Quizzes, coxcombs and old grey ponies. Discussig the novels of Jane Austen within the context of the Georgian Era.
Wednesday, 13 June 2007
Sex in the Park. Mansfield Park. Part Three.
There is no sexual deviance under the roofs of the Mansfield rooms, naturally. Woe betide the unthinking young Master or Miss who has misbehaved under Sir Thomas’ delicate watch. The extravagant ways of his son and heir Tom Bertram causes Sir Thomas much grief, and his drinking, gambling, partying and general gadding about like a young, rich & fashionable man about town has cost so much money as to necessitate the selling of the chief Mansfield living to Dr Grant. But Tom’s antics never include the lecherous. There is never a hint of womanizing, of a seduction or even of flirtations.

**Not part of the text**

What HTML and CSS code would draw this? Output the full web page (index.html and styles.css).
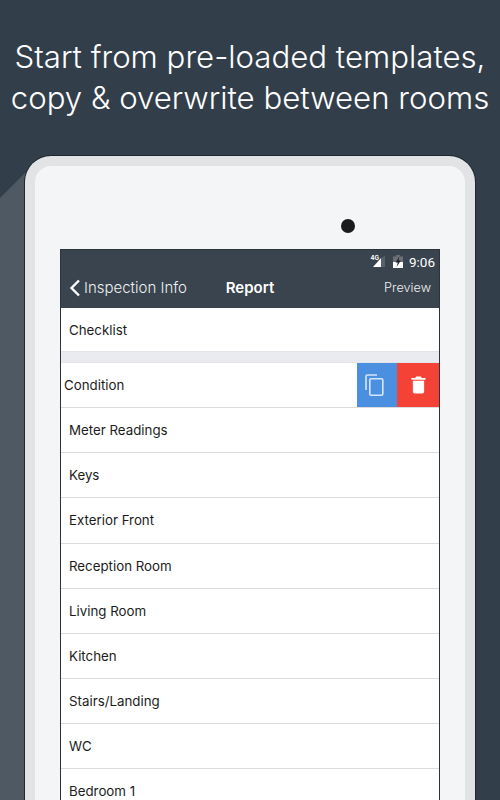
FILE: index.html
```html
<!DOCTYPE html>
<html>
<head>
    <title>Report</title>
    <link rel="stylesheet" href="styles.css">
</head>
<body>
    <div class="long-shadow"></div>
    <h1 class="headline">Start from pre-loaded templates,<br>copy &amp; overwrite between rooms</h1>

    <div class="tablet">
        <div class="tablet-inner">
            <div class="camera-row"><span class="camera"></span></div>
            <div class="screen">
                <div class="status-bar">
                    <span class="net-label">4G</span>
                    <svg class="signal" width="14" height="12" viewBox="0 0 14 12">
                        <path d="M1 11 L9 2 L9 11 Z" fill="#fff"/>
                        <path d="M9 2 L13 0 L13 11 L9 11 Z" fill="#59616a"/>
                    </svg>
                    <svg class="battery" width="10" height="13" viewBox="0 0 10 13">
                        <path d="M3 0 H7 V1.5 H10 V13 H0 V1.5 H3 Z" fill="#6b7077"/>
                        <path d="M0 7 H10 V13 H0 Z" fill="#fff"/>
                        <path d="M6.5 1 L2.6 7.4 H4.8 L3.6 12 L7.8 5.6 H5.4 Z" fill="#1d232a"/>
                    </svg>
                    <span class="clock">9:06</span>
                </div>
                <div class="nav-bar">
                    <div class="nav-back">
                        <svg width="12" height="18" viewBox="0 0 12 18">
                            <path d="M10 1.5 L2.5 9 L10 16.5" fill="none" stroke="#fff" stroke-width="2.4"/>
                        </svg>
                        <span>Inspection Info</span>
                    </div>
                    <div class="nav-title">Report</div>
                    <div class="nav-action">Preview</div>
                </div>

                <div class="row row-first">Checklist</div>
                <div class="section-gap"></div>
                <div class="row row-swiped">
                    <span class="row-text">Condition</span>
                    <div class="btn-copy">
                        <svg width="19" height="22" viewBox="0 0 19 22">
                            <path d="M1 16 V2.5 Q1 1 2.5 1 H12" fill="none" stroke="#d6e6fa" stroke-width="1.6"/>
                            <rect x="4.8" y="4.8" width="13" height="16.4" rx="1.2" fill="none" stroke="#d6e6fa" stroke-width="1.6"/>
                        </svg>
                    </div>
                    <div class="btn-delete">
                        <svg width="15" height="18" viewBox="0 0 16 19">
                            <path d="M5.5 0.5 H10.5 L11.5 2 H15.5 V4 H0.5 V2 H4.5 Z" fill="#fff"/>
                            <path d="M2 5 H14 V16.5 Q14 18.5 12 18.5 H4 Q2 18.5 2 16.5 Z" fill="#fff"/>
                        </svg>
                    </div>
                </div>
                <div class="row">Meter Readings</div>
                <div class="row">Keys</div>
                <div class="row">Exterior Front</div>
                <div class="row">Reception Room</div>
                <div class="row">Living Room</div>
                <div class="row">Kitchen</div>
                <div class="row">Stairs/Landing</div>
                <div class="row">WC</div>
                <div class="row">Bedroom 1</div>
            </div>
        </div>
    </div>
</body>
</html>
```

FILE: styles.css
```css
html, body {
    height: 800px;
    overflow: hidden;
}
body {
    margin: 0;
    padding: 0;
    position: relative;
    background-color: #333e4b;
    font-family: Inter, Roboto, sans-serif;
}

.long-shadow {
    position: absolute;
    left: 0;
    top: 172px;
    width: 30px;
    height: 628px;
    background-color: #4e5963;
    clip-path: polygon(0 26px, 26px 0, 100% 0, 100% 100%, 0 100%);
}

.headline {
    position: relative;
    margin: 0;
    height: 156px;
    padding-top: 37px;
    box-sizing: border-box;
    color: #fff;
    font-family: Inter, sans-serif;
    font-size: 31.2px;
    font-weight: 300;
    line-height: 41px;
    text-align: center;
    white-space: nowrap;
}

.tablet {
    position: relative;
    height: 644px;
    margin: 0 25px;
    box-sizing: border-box;
    padding: 10px 10px 0;
    background-color: #e1e3e5;
    border-radius: 26px 26px 0 0;
    box-shadow: 0 0 0 1px #1e2831;
}
.tablet-inner {
    height: 100%;
    padding: 0 25px;
    background-color: #f4f5f7;
    border-radius: 16px 16px 0 0;
}
.camera-row {
    height: 83px;
    display: flex;
    justify-content: flex-end;
    align-items: flex-end;
    padding-right: 85px;
}
.camera {
    width: 14px;
    height: 14px;
    margin-bottom: 16px;
    border-radius: 50%;
    background-color: #1a1b1d;
}

.screen {
    background-color: #fff;
    border: 1px solid #2c333b;
    border-bottom: none;
    height: 560px;
    overflow: hidden;
}

.status-bar {
    height: 23px;
    display: flex;
    align-items: center;
    justify-content: flex-end;
    padding-right: 4px;
    background-color: #3a444f;
    color: #fff;
}
.net-label {
    font-size: 6px;
    font-weight: 700;
    margin-right: -7px;
    margin-bottom: 9px;
}
.signal {
    margin-right: 7px;
    margin-top: 1px;
}
.battery {
    margin-right: 6px;
    margin-bottom: 1px;
}
.clock {
    font-family: Roboto, sans-serif;
    font-size: 13.5px;
    font-weight: 400;
}

.nav-bar {
    height: 35px;
    display: flex;
    align-items: center;
    position: relative;
    padding: 0 8px 6px;
    box-sizing: border-box;
    background-color: #3a444f;
    color: #fff;
    font-size: 15px;
}
.nav-back {
    display: flex;
    align-items: center;
    gap: 3px;
    font-weight: 300;
    color: #eef0f2;
}
.nav-title {
    position: absolute;
    left: 0;
    right: 0;
    text-align: center;
    font-weight: 600;
}
.nav-action {
    margin-left: auto;
    font-size: 12.7px;
    font-weight: 300;
    color: #eef0f2;
}

.row {
    height: 45.125px;
    box-sizing: border-box;
    display: flex;
    align-items: center;
    padding-left: 8px;
    background-color: #fff;
    border-bottom: 1px solid #dcdcdc;
    color: #1c1c1c;
    font-size: 13.3px;
}
.row-first {
    height: 44px;
    border-bottom: 1px solid #e2e4ea;
}
.section-gap {
    height: 11px;
    background-color: #e9ebf1;
    border-bottom: 1px solid #e2e4ea;
    box-sizing: border-box;
}
.row-swiped {
    padding-left: 3px;
}
.row-text {
    flex: 1;
}
.btn-copy, .btn-delete {
    height: 44px;
    display: flex;
    align-items: center;
    justify-content: center;
    align-self: flex-start;
}
.btn-copy {
    width: 40px;
    padding-right: 5px;
    box-sizing: border-box;
    background-color: #4a8fe0;
}
.btn-delete {
    width: 42px;
    background-color: #f44336;
}
```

Tom could have been as sexually careless as Sense & Sensibility’s blackguard Willoughby if he’d chosen to and without any real consequence, but never in his father’s reproaches or in his own stories is any such behavior alluded to. Similarly, the others who dwell peacefully at Mansfield all have their faults, except Fanny of course, but none of these faults are of a sexual nature. The girls are chaste; the wives are well behaved, Edmund is intellectual and the old boys are respectable. Because sex is the defining moral point of Mansfield Park, the line that deems a character irredeemable once it has been crossed. Their great moderator Sir Thomas is called away to far off Antigua and his departure is followed by the arrival at the parsonage of the delightful and charming Mary and Henry Crawford, brother and sister to Mrs Grant. And, delightful and charming though they are, the Crawfords' vanity, self-obsession and potent sexuality wreck havoc with the once dormant desires of the residents of Mansfield.